On a side note, several Trump supporters I talked to today shared the same little nugget of alt-right wisdom: They like Trump because he’s a “pro-American nationalist.” So when someone tells you that nationalism is on the rise, believe that.

• As reported yesterday, Indiana Gov. Mike Pence is Trump's official running mate. But did Ohio Gov. John Kasich have a legit shot? Did Trump offer him the opportunity to control both foreign and domestic policy as VP? Wait, that sounds crazy. But that's what The New York Times says happened.

• The convention itself seems to have become something of an endurance sport. For the third night in a row, delegates and attendees put on their American flag finery, sidled up to the Republican Roadhouse and GOP Bistro (yes, those are the real names of the concession stands inside Quicken) for some chicken fingers, and sat through 20 or so speakers from America’s political junior varsity team, various television shows or Donald Trump’s immediate family. Last night’s lineup was no exception to this rule.
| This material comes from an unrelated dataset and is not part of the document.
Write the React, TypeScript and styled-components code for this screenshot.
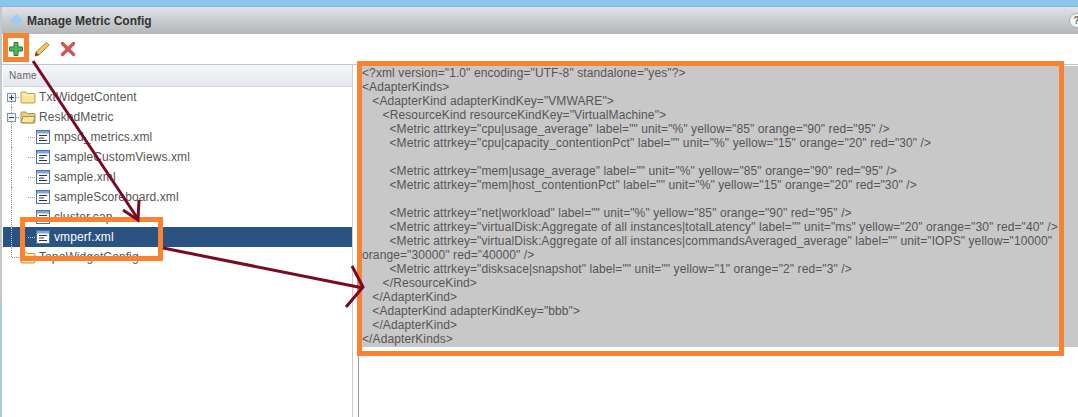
import React from "react";
import styled, { createGlobalStyle } from "styled-components";

const Global = createGlobalStyle`
  html, body { margin: 0; padding: 0; background: #fff; }
  body { font-family: "Liberation Sans", Arial, sans-serif; }
`;

const Page = styled.div`
  position: relative;
  width: 1078px;
  height: 417px;
  overflow: hidden;
  display: flex;
  flex-direction: column;
  background: #fff;
`;
const Sky = styled.div`
  height: 6px;
  background: #8cc5ea;
  border-bottom: 1px solid #8fb0d0;
`;
const Win = styled.div`
  flex: 1;
  min-height: 0;
  display: flex;
  flex-direction: column;
  border-left: 2px solid #b4ccdc;
  border-image: linear-gradient(#c4c8cc 72%, #a9c8dc 72%) 1;
`;
const TitleBar = styled.div`
  height: 27px;
  display: flex;
  align-items: center;
  gap: 2px;
  padding-left: 6px;
  background: linear-gradient(#e2e2e8, #b4b6b7);
  color: #333;
  font-size: 12px;
  font-weight: bold;
  position: relative;
`;
const Help = styled.div`
  position: absolute;
  left: 1067px;
  top: 6px;
  width: 13px;
  height: 13px;
  border-radius: 50%;
  background: #f4f4f4;
  border: 1px solid #aaa;
  color: #666;
  font-size: 10px;
  line-height: 13px;
  text-align: center;
`;
const Toolbar = styled.div`
  height: 30px;
  display: flex;
  align-items: center;
  gap: 10px;
  padding-left: 6px;
  background: #fff;
`;
const Main = styled.div`
  flex: 1;
  min-height: 0;
  display: flex;
  border-top: 1px solid #c4c4c4;
`;
const TreePane = styled.div`
  width: 349px;
  margin-left: 1px;
  border-right: 1px solid #ccc;
  display: flex;
  flex-direction: column;
  position: relative;
`;
const TreeHead = styled.div`
  height: 22px;
  box-sizing: border-box;
  padding-left: 6px;
  display: flex;
  align-items: center;
  background: linear-gradient(#f5f7fa, #e4e8ee);
  border-bottom: 1px solid #d8d8d8;
  color: #666;
  font-size: 10px;
  letter-spacing: 0.3px;
`;
const Row = styled.div<{ $selected?: boolean; $depth: number; $first?: boolean; $last?: boolean }>`
  position: relative;
  height: 20px;
  display: flex;
  align-items: center;
  gap: ${(p) => (p.$depth === 0 ? 3 : 4)}px;
  padding-left: ${(p) => (p.$depth === 0 ? 17 : 33)}px;
  background: ${(p) => (p.$selected ? "#2a5382" : "transparent")};
  color: ${(p) => (p.$selected ? "#fff" : "#555")};
  font-size: 12px;
  letter-spacing: 0.1px;
  &::before {
    content: "";
    position: absolute;
    left: 8px;
    top: ${(p) => (p.$first ? 10 : 0)}px;
    bottom: ${(p) => (p.$last ? 10 : 0)}px;
    border-left: 1px dotted ${(p) => (p.$selected ? "#c8d4e2" : "#9a9a9a")};
  }
  &::after {
    content: "";
    position: absolute;
    left: ${(p) => (p.$depth === 0 ? 9 : 25)}px;
    top: 10px;
    width: 7px;
    border-top: 1px dotted ${(p) => (p.$selected ? "#c8d4e2" : "#9a9a9a")};
  }
`;
const Splitter = styled.div`
  width: 5px;
  background: #fff;
`;
const Editor = styled.div`
  flex: 1;
  min-width: 0;
  border-left: 1px solid #999;
  padding: 1px 0 0 3px;
`;
const Xml = styled.pre`
  margin: 0;
  padding-bottom: 1px;
  font: 12px/14px "Liberation Sans", Arial, sans-serif;
  letter-spacing: 0.1px;
  color: #555;
  background: #c8c8c8;
  white-space: pre-wrap;
`;
const Callout = styled.div<{ $x: number; $y: number; $w: number; $h: number }>`
  position: absolute;
  left: ${(p) => p.$x}px;
  top: ${(p) => p.$y}px;
  width: ${(p) => p.$w}px;
  height: ${(p) => p.$h}px;
  box-sizing: border-box;
  border: 5px solid #fb8230;
`;
const Arrows = styled.svg`
  position: absolute;
  left: 0;
  top: 0;
  pointer-events: none;
`;

const Diamond = () => (
  <svg width="17" height="17" viewBox="0 0 17 17">
    <path d="M8.500 2 15 8.500 8.500 15 2 8.500Z" fill="#9fcbf6" />
  </svg>
);
const Plus = () => (
  <svg width="16" height="16" viewBox="0 0 16 16">
    <path d="M6 1.500h4v4.500h4.500v4H10v4.500H6V10H1.500V6H6Z" fill="#52b35a" stroke="#2c7d3a" />
  </svg>
);
const Pencil = () => (
  <svg width="16" height="16" viewBox="0 0 16 16">
    <path d="M12.500 1.500 15 4 5 14l-4 1 1-4Z" fill="#f0c860" stroke="#a88a3a" />
    <path d="M1 15l1-4 3 3Z" fill="#5a4a30" />
  </svg>
);
const Cross = () => (
  <svg width="16" height="16" viewBox="0 0 16 16">
    <path d="M2.500 2.500 13.500 13.500M13.500 2.500 2.500 13.500" stroke="#d2535a" strokeWidth="3.400" strokeLinecap="round" />
  </svg>
);
const Expander = ({ open }: { open?: boolean }) => (
  <svg width="9" height="9" viewBox="0 0 9 9">
    <rect x=".5" y=".5" width="8" height="8" fill="#f2f6fb" stroke="#7f93ad" />
    <path d={open ? "M2 4.500h5" : "M2 4.500h5M4.500 2v5"} stroke="#26405f" />
  </svg>
);
const ExpanderSlot = styled.span`
  position: absolute;
  left: 4px;
  top: 6px;
  z-index: 1;
  display: flex;
  background: #fff;
`;
const Folder = ({ open }: { open?: boolean }) =>
  open ? (
    <svg width="16" height="14" viewBox="0 0 16 14">
      <path d="M1 3q0-1 1-1h4l1.500 1.500H14q1 0 1 1V12q0 1-1 1H2q-1 0-1-1Z" fill="#e9cf7f" stroke="#a8935a" />
      <path d="M1 12.500 3 6.500h12l-2 6.500Z" fill="#f9e59e" stroke="#a8935a" />
    </svg>
  ) : (
    <svg width="16" height="14" viewBox="0 0 16 14">
      <path d="M1 3q0-1 1-1h4l1.500 1.500H14q1 0 1 1V12q0 1-1 1H2q-1 0-1-1Z" fill="#fae596" stroke="#b39a55" />
      <path d="M2 5h12" stroke="#fff6cf" />
    </svg>
  );
const FileIcon = () => (
  <svg width="14" height="14" viewBox="0 0 14 14">
    <rect x=".5" y=".5" width="13" height="13" fill="#fff" stroke="#4a72a8" />
    <rect x="1" y="1" width="12" height="2.500" fill="#7fa6d8" />
    <path d="M3 5.500h8M3 8h5M3 10.500h8" stroke="#333" />
  </svg>
);

const xml = `<?xml version="1.0" encoding="UTF-8" standalone="yes"?>
<AdapterKinds>
   <AdapterKind adapterKindKey="VMWARE">
      <ResourceKind resourceKindKey="VirtualMachine">
        <Metric attrkey="cpu|usage_average" label="" unit="%" yellow="85" orange="90" red="95" />
        <Metric attrkey="cpu|capacity_contentionPct" label="" unit="%" yellow="15" orange="20" red="30" />

        <Metric attrkey="mem|usage_average" label="" unit="%" yellow="85" orange="90" red="95" />
        <Metric attrkey="mem|host_contentionPct" label="" unit="%" yellow="15" orange="20" red="30" />

        <Metric attrkey="net|workload" label="" unit="%" yellow="85" orange="90" red="95" />
        <Metric attrkey="virtualDisk:Aggregate of all instances|totalLatency" label="" unit="ms" yellow="20" orange="30" red="40" />
        <Metric attrkey="virtualDisk:Aggregate of all instances|commandsAveraged_average" label="" unit="IOPS" yellow="10000" orange="30000" red="40000" />
        <Metric attrkey="disksace|snapshot" label="" unit="" yellow="1" orange="2" red="3" />
      </ResourceKind>
   </AdapterKind>
   <AdapterKind adapterKindKey="bbb">
   </AdapterKind>
</AdapterKinds>`;

const rows: { name: string; depth: number; kind: "closed" | "open" | "file"; selected?: boolean }[] = [
  { name: "TxtWidgetContent", depth: 0, kind: "closed" },
  { name: "ReskndMetric", depth: 0, kind: "open" },
  { name: "mpsd_metrics.xml", depth: 1, kind: "file" },
  { name: "sampleCustomViews.xml", depth: 1, kind: "file" },
  { name: "sample.xml", depth: 1, kind: "file" },
  { name: "sampleScoreboard.xml", depth: 1, kind: "file" },
  { name: "cluster.cap", depth: 1, kind: "file" },
  { name: "vmperf.xml", depth: 1, kind: "file", selected: true },
  { name: "TopoWidgetConfig", depth: 0, kind: "closed" },
];

export default function App() {
  return (
    <Page>
      <Global />
      <Sky />
      <Win>
        <TitleBar>
          <Diamond />
          Manage Metric Config
          <Help>?</Help>
        </TitleBar>
        <Toolbar>
          <Plus />
          <Pencil />
          <Cross />
        </Toolbar>
        <Main>
          <TreePane>
            <TreeHead>Name</TreeHead>
            {rows.map((r, i) => (
              <Row
                key={r.name}
                $depth={r.depth}
                $selected={r.selected}
                $first={i === 0}
                $last={i === rows.length - 1}
              >
                {r.depth === 0 && r.name !== "TopoWidgetConfig" && (
                  <ExpanderSlot>
                    <Expander open={r.kind === "open"} />
                  </ExpanderSlot>
                )}
                {r.kind === "file" ? <FileIcon /> : <Folder open={r.kind === "open"} />}
                {r.name}
              </Row>
            ))}
          </TreePane>
          <Splitter />
          <Editor>
            <Xml>{xml}</Xml>
          </Editor>
        </Main>
      </Win>
      <Callout $x={3} $y={33} $w={26} $h={29} />
      <Callout $x={20} $y={217} $w={143} $h={44} />
      <Callout $x={357} $y={61} $w={707} $h={295} />
      <Arrows width="1078" height="417" viewBox="0 0 1078 417">
        <g stroke="#7a0a24" strokeWidth="3" fill="none">
          <path d="M33 61 138 219" />
          <path d="M139 200 138 220 123 210" />
          <path d="M163 248 363 288" />
          <path d="M352 266 363 287 346 307" />
        </g>
      </Arrows>
    </Page>
  );
}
Country star Chris Jansen sang a song about being rich and owning a boat. “Well, I ain’t rich, but I damn sure wanna be,” the song, called “Buy Me a Boat” went. Jansen fantasized about getting all the money that “could buy me a boat, buy me a truck.” Jansen also did a ripping cover of Johnny Cash’s “Ring of Fire,” which is about adultery, because why not?

Florida Governor Rick Scott managed to talk about the Orlando shooting without mentioning the LGBT community at all, only hammering home the dangers of ISIS.

“I’m old enough to remember when terrorism was something that only happened in foreign countries,” Scott said. “Not today.”

click to enlarge Trump flair game: expert level. - Nick Swartsell
Nick Swartsell
Trump flair game: expert level.

Conservative author Laura Ingraham riffed on the flag burning incident earlier in the day before laying into Hillary Clinton. She also listed a number of things that are great about America and ended by shouting, “it’s where our dead are buried!” which is an odd crescendo, to be honest.

The man a few seats over from me fell asleep several times, and for the most part people seemed less than animated in the mostly empty rafters. It went on and on like that.

• But then, something amazing happened, and U.S. Sen. Ted Cruz did something most would have thought impossible: He made Ted Cruz look noble, inspiring, even. Cruz gave a speech in which he refused to endorse Donald Trump. Now, some folks think Ted “Oops I Shut Down the Government” Cruz is a sociopath, but it was hard not to want to root for him, especially after tons of Trump delegates booed him and began chanting for him to endorse their guy. Instead, Cruz told voters to “vote their conscience,” a phrase borrowed from Never Trumpers. Bold.

After that, headliner, VP nominee and Indiana Gov. Mike Pence had a tall order in topping all that excitement. He did it by looking like Michael Scott from hit TV show The Office if actor Steve Carrell had aged 20 years, and by… you guessed it… lighting into Hillary Clinton.

It’s going to be a long haul to November, folks. Hell, it’s going to be a long haul to Friday. See you there, hopefully.